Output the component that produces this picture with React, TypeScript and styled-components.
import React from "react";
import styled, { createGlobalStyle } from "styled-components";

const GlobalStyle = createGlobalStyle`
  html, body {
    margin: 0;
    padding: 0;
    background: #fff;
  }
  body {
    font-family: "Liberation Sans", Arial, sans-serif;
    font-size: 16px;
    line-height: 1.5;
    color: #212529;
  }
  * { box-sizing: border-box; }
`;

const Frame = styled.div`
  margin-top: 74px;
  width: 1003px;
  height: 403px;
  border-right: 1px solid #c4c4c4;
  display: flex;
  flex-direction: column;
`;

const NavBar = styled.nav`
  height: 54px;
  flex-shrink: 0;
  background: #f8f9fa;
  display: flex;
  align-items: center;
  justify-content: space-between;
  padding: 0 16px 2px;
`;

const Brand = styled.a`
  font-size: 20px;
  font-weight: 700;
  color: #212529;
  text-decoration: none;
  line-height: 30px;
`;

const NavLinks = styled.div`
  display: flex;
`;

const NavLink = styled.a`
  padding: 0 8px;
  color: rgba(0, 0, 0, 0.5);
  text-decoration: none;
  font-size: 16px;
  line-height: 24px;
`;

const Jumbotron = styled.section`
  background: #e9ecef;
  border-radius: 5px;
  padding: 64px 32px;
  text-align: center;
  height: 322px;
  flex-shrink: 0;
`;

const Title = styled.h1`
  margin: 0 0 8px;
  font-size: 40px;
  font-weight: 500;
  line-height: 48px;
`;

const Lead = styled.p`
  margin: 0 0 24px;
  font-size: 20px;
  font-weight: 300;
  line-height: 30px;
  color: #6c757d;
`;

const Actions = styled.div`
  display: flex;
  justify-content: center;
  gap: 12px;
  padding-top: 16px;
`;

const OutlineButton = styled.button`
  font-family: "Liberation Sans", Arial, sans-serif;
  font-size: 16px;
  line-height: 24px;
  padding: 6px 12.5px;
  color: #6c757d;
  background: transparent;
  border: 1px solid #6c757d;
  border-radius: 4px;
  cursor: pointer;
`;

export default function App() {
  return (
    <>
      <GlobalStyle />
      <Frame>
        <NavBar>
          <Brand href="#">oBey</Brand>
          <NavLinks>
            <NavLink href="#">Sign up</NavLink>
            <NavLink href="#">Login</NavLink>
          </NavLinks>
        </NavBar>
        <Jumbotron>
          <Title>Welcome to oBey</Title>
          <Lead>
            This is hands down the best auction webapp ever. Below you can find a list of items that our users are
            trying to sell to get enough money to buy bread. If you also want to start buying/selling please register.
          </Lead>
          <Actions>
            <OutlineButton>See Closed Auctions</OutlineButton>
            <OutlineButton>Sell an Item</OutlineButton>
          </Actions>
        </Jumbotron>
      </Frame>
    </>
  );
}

....

§ **Written instruction**
Quote the data above in full, changing nothing.

§ **Answer**
Output the component that produces this picture with React, TypeScript and styled-components.
import React from "react";
import styled, { createGlobalStyle } from "styled-components";

const GlobalStyle = createGlobalStyle`
  html, body {
    margin: 0;
    padding: 0;
    background: #fff;
  }
  body {
    font-family: "Liberation Sans", Arial, sans-serif;
    font-size: 16px;
    line-height: 1.5;
    color: #212529;
  }
  * { box-sizing: border-box; }
`;

const Frame = styled.div`
  margin-top: 74px;
  width: 1003px;
  height: 403px;
  border-right: 1px solid #c4c4c4;
  display: flex;
  flex-direction: column;
`;

const NavBar = styled.nav`
  height: 54px;
  flex-shrink: 0;
  background: #f8f9fa;
  display: flex;
  align-items: center;
  justify-content: space-between;
  padding: 0 16px 2px;
`;

const Brand = styled.a`
  font-size: 20px;
  font-weight: 700;
  color: #212529;
  text-decoration: none;
  line-height: 30px;
`;

const NavLinks = styled.div`
  display: flex;
`;

const NavLink = styled.a`
  padding: 0 8px;
  color: rgba(0, 0, 0, 0.5);
  text-decoration: none;
  font-size: 16px;
  line-height: 24px;
`;

const Jumbotron = styled.section`
  background: #e9ecef;
  border-radius: 5px;
  padding: 64px 32px;
  text-align: center;
  height: 322px;
  flex-shrink: 0;
`;

const Title = styled.h1`
  margin: 0 0 8px;
  font-size: 40px;
  font-weight: 500;
  line-height: 48px;
`;

const Lead = styled.p`
  margin: 0 0 24px;
  font-size: 20px;
  font-weight: 300;
  line-height: 30px;
  color: #6c757d;
`;

const Actions = styled.div`
  display: flex;
  justify-content: center;
  gap: 12px;
  padding-top: 16px;
`;

const OutlineButton = styled.button`
  font-family: "Liberation Sans", Arial, sans-serif;
  font-size: 16px;
  line-height: 24px;
  padding: 6px 12.5px;
  color: #6c757d;
  background: transparent;
  border: 1px solid #6c757d;
  border-radius: 4px;
  cursor: pointer;
`;

export default function App() {
  return (
    <>
      <GlobalStyle />
      <Frame>
        <NavBar>
          <Brand href="#">oBey</Brand>
          <NavLinks>
            <NavLink href="#">Sign up</NavLink>
            <NavLink href="#">Login</NavLink>
          </NavLinks>
        </NavBar>
        <Jumbotron>
          <Title>Welcome to oBey</Title>
          <Lead>
            This is hands down the best auction webapp ever. Below you can find a list of items that our users are
            trying to sell to get enough money to buy bread. If you also want to start buying/selling please register.
          </Lead>
          <Actions>
            <OutlineButton>See Closed Auctions</OutlineButton>
            <OutlineButton>Sell an Item</OutlineButton>
          </Actions>
        </Jumbotron>
      </Frame>
    </>
  );
}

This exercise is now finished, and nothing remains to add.